Can digital literacy delay cognitive decline?
Researchers think it might. In a recently published study in The Journals of Gerontology, Series A: Biological Sciences and Medical Sciences they found that digital literacy — the ability to engage, plan, and execute digital actions such as web browsing and exchanging e-mails — is an independent protective factor against cognitive decline.
Using data from the English Longitudinal Study of Ageing, they followed 6,442 participants in the UK between the ages of 50 and 89 for eight years. The data measured delayed recall from a 10-word-list learning task across five separate measurement points. Socioeconomic status, including wealth and education, comorbidities, and baseline cognitive function were included in the models.
Higher wealth, education and digital literacy improved delayed recall, while people with functional impairment, diabetes, cardiovascular diseases, depressive symptoms or no digital literacy showed decline.
Those who reported being nonusers of Internet/E-mail and intermittent users showed cognitive decline; in contrast, current users increased their delayed recall capability, with a difference of more than 8.63 percent over the follow up period. Although the group with lower cognitive function at baseline presented higher CD, this group also demonstrated a significant variation in percentage change of the word recall, with better performance for those who used Internet/E-mail.
The effect of digital literacy was independent of age and socio-economic status, suggesting that digital literacy increases cognitive reserve or improves efficiency of cognitive networks to delay decline.

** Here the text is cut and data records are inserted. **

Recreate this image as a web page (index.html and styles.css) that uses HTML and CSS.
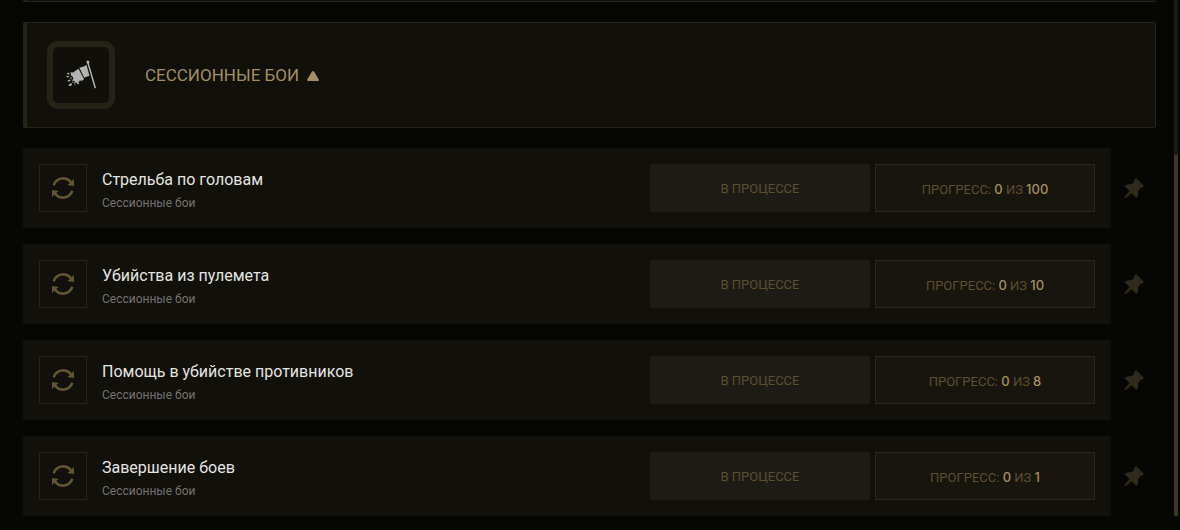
FILE: index.html
```html
<!DOCTYPE html>
<html lang="ru">
<head>
<meta charset="UTF-8">
<meta name="viewport" content="width=device-width, initial-scale=1">
<title>Сессионные бои</title>
<link rel="stylesheet" href="styles.css">
</head>
<body>
<svg class="sprite" aria-hidden="true">
  <symbol id="icon-repeat" viewBox="0 0 24 24">
    <path d="M2.700 9.300A9.800 9.800 0 0 1 20 6.500" fill="none" stroke="currentColor" stroke-width="2.600"/>
    <path d="M23 3v7l-6.500-1z"/>
    <path d="M21.300 14.700A9.800 9.800 0 0 1 4 17.500" fill="none" stroke="currentColor" stroke-width="2.600"/>
    <path d="M1 21v-7l6.500 1z"/>
  </symbol>
  <symbol id="icon-pin" viewBox="0 0 20 20">
    <path d="M12 0l8 8-2 2-1-.4-3 3.400c.5 2.500.2 4.700-1.300 7L7.500 15.200 1.800 20 .5 20v-1.400L5.500 13 0.500 8c2-1.600 4.500-2 7-1.500L10.400 3 10 2z"/>
  </symbol>
</svg>

<div class="page">
  <main class="content">
    <div class="group group-prev"></div>

    <section class="group">
      <div class="group-icon">
        <svg width="32" height="32" viewBox="0 0 32 32" fill="currentColor" aria-hidden="true">
          <path d="M21.500 3.500a1.500 1.500 0 1 1 2.500.5l.2 1.500L31 28.800l-1.400.7L22.700 5.500z"/>
          <path d="M14.300 8.600c2.600-.2 4.900-1 7.200-2.800l3 11.200c-2 .3-3.700.8-5.300 1.800z"/>
          <path d="M5.500 13.300l2.500.2L13.500 9.800l5.500 10.400-1.800 1.500-2.300-.3-1.500 1.800.5 2.300-1.900-.8-.8-1.400-2.200.9.800-2.200-3-.5 1.500-1.500-.3-1.900-2-1.500z"/>
          <path d="M1.500 14l1.700.3.300-1.300 1 2-1.500.8zM1 17.500l2-.8 1.500 1-2 .8zM5.500 18l1.500 1-1.300 1.500zM2.500 21.500l2.500-1 .5 1.200-2 1zM3.500 27l1.200-2.300 2-.4.3 1.500-1.500 1.200zM7 22.500l1.700.3-.7 1.400zM9 24.500l1.700.3-1 1.300z"/>
        </svg>
      </div>
      <button class="group-title" type="button" aria-expanded="true">
        Сессионные бои
        <svg width="12" height="10" viewBox="0 0 12 10" fill="currentColor" aria-hidden="true"><path d="M5 .6Q6-.6 7 .6L11.800 8.500Q12.300 10 11 10H1Q-.3 10 .2 8.500z"/></svg>
      </button>
    </section>

    <ul class="tasks">
      <li class="task">
        <div class="task-body">
          <div class="task-icon"><svg width="24" height="24" aria-hidden="true"><use href="#icon-repeat"/></svg></div>
          <div class="task-text">
            <h3>Стрельба по головам</h3>
            <p>Сессионные бои</p>
          </div>
          <div class="status">В процессе</div>
          <div class="progress">Прогресс: <b>0</b> из <b>100</b></div>
        </div>
        <button class="pin" type="button" aria-label="Закрепить"><svg width="20" height="20" aria-hidden="true"><use href="#icon-pin"/></svg></button>
      </li>
      <li class="task">
        <div class="task-body">
          <div class="task-icon"><svg width="24" height="24" aria-hidden="true"><use href="#icon-repeat"/></svg></div>
          <div class="task-text">
            <h3>Убийства из пулемета</h3>
            <p>Сессионные бои</p>
          </div>
          <div class="status">В процессе</div>
          <div class="progress">Прогресс: <b>0</b> из <b>10</b></div>
        </div>
        <button class="pin" type="button" aria-label="Закрепить"><svg width="20" height="20" aria-hidden="true"><use href="#icon-pin"/></svg></button>
      </li>
      <li class="task">
        <div class="task-body">
          <div class="task-icon"><svg width="24" height="24" aria-hidden="true"><use href="#icon-repeat"/></svg></div>
          <div class="task-text">
            <h3>Помощь в убийстве противников</h3>
            <p>Сессионные бои</p>
          </div>
          <div class="status">В процессе</div>
          <div class="progress">Прогресс: <b>0</b> из <b>8</b></div>
        </div>
        <button class="pin" type="button" aria-label="Закрепить"><svg width="20" height="20" aria-hidden="true"><use href="#icon-pin"/></svg></button>
      </li>
      <li class="task">
        <div class="task-body">
          <div class="task-icon"><svg width="24" height="24" aria-hidden="true"><use href="#icon-repeat"/></svg></div>
          <div class="task-text">
            <h3>Завершение боев</h3>
            <p>Сессионные бои</p>
          </div>
          <div class="status">В процессе</div>
          <div class="progress">Прогресс: <b>0</b> из <b>1</b></div>
        </div>
        <button class="pin" type="button" aria-label="Закрепить"><svg width="20" height="20" aria-hidden="true"><use href="#icon-pin"/></svg></button>
      </li>
    </ul>
  </main>
  <div class="scrollbar"><div class="scrollbar-thumb"></div></div>
</div>
</body>
</html>
```
FILE: styles.css
```css
* {
  box-sizing: border-box;
}
body {
  margin: 0;
  background-color: #060702;
  color: #e4e4e0;
  font-family: Roboto, "Liberation Sans", sans-serif;
}
h3, p, ul {
  margin: 0;
  padding: 0;
}
button {
  background: none;
  border: 0;
  padding: 0;
  font: inherit;
  cursor: pointer;
}
.sprite {
  display: none;
}
svg {
  display: block;
  fill: currentColor;
}
.page {
  display: flex;
  padding: 0 2px 14px 23px;
}
.content {
  flex: 1;
  min-width: 0;
  margin-right: 18px;
}

/* Group header */
.group {
  display: flex;
  align-items: center;
  gap: 30px;
  padding: 18px 20px;
  border: 1px solid #262317;
  border-left: 4px solid #262317;
  border-radius: 2px;
  background-color: #11100b;
  margin-bottom: 20px;
}
.group-prev {
  padding: 1px 0 0;
  border-top: 0;
  border-radius: 0 0 2px 2px;
}
.group-icon {
  display: flex;
  align-items: center;
  justify-content: center;
  width: 68px;
  height: 68px;
  border: 6px solid #252317;
  border-radius: 11px;
  background-color: #100f0a;
  color: #b3b3b3;
}
.group-title {
  display: flex;
  align-items: baseline;
  gap: 8px;
  color: #a38f60;
  font-size: 17px;
  line-height: 24px;
  text-transform: uppercase;
}

/* Tasks */
.tasks {
  display: flex;
  flex-direction: column;
  gap: 16px;
  list-style: none;
}
.task {
  display: flex;
}
.task-body {
  flex: 1;
  display: flex;
  align-items: center;
  gap: 5px;
  padding: 16px;
  background-color: #11100b;
}
.task-icon {
  display: flex;
  align-items: center;
  justify-content: center;
  width: 48px;
  height: 48px;
  border: 1px solid #262317;
  color: #625531;
}
.task-text {
  flex: 1;
  padding: 5px 0 0 10px;
}
.task-text h3 {
  font-size: 16px;
  font-weight: 400;
  line-height: 22px;
}
.task-text p {
  margin-top: 3px;
  color: #73736f;
  font-size: 12px;
  line-height: 18px;
}
.status,
.progress {
  width: 220px;
  height: 48px;
  border: 1px solid #1c1b16;
  background-color: #1c1b16;
  color: #5c4f2f;
  font-size: 13px;
  line-height: 48px;
  text-align: center;
  text-transform: uppercase;
}
.progress {
  border-color: #2b2617;
  background-color: #18150e;
}
.progress b {
  color: #a38f60;
  font-family: Inter, Roboto, sans-serif;
  font-weight: 500;
}
.pin {
  display: flex;
  align-items: center;
  justify-content: center;
  width: 45px;
  color: #302a1b;
}

/* Scrollbar */
.scrollbar {
  display: flex;
  flex-direction: column;
  justify-content: flex-end;
  width: 4px;
  background-color: #1b1a15;
}
.scrollbar-thumb {
  height: 70%;
  background-color: #3e3622;
}
```
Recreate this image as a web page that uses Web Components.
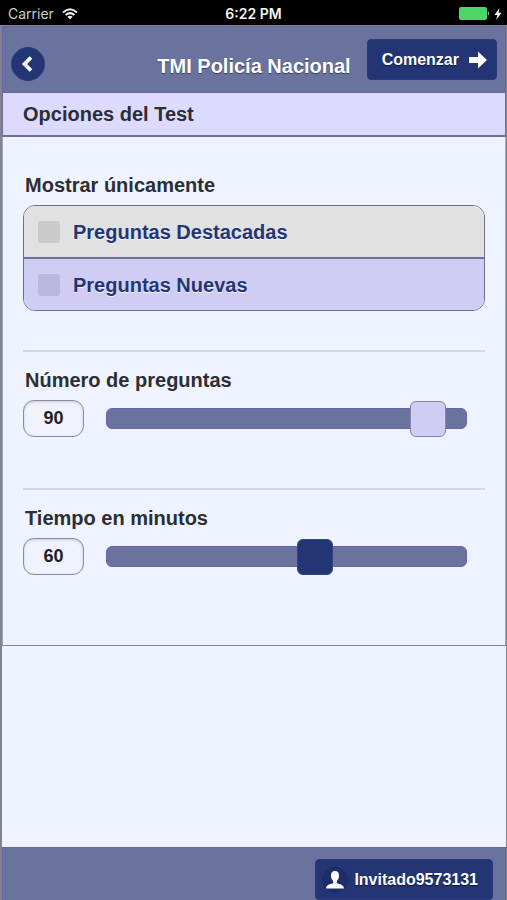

More people in the UK are using the Internet than ever before, however 6.4 million — about 10 percent of the population — say they have never gone online. Of those, 74 percent are over age 65 and half are from socially disadvantaged backgrounds. In comparison, Pew Research reports that about 20 percent of all Americans don’t go online, and 41 percent of those over age 65 in the U.S. do not use the Internet at all. Older adults comprise almost 13 percent of the U.S. population.
The authors write, “countries where policy interventions regarding improvement in digital literacy are implemented may expect lower incidence rates for dementia over the coming decades.” Perhaps something policymakers on both sides of the pond should consider.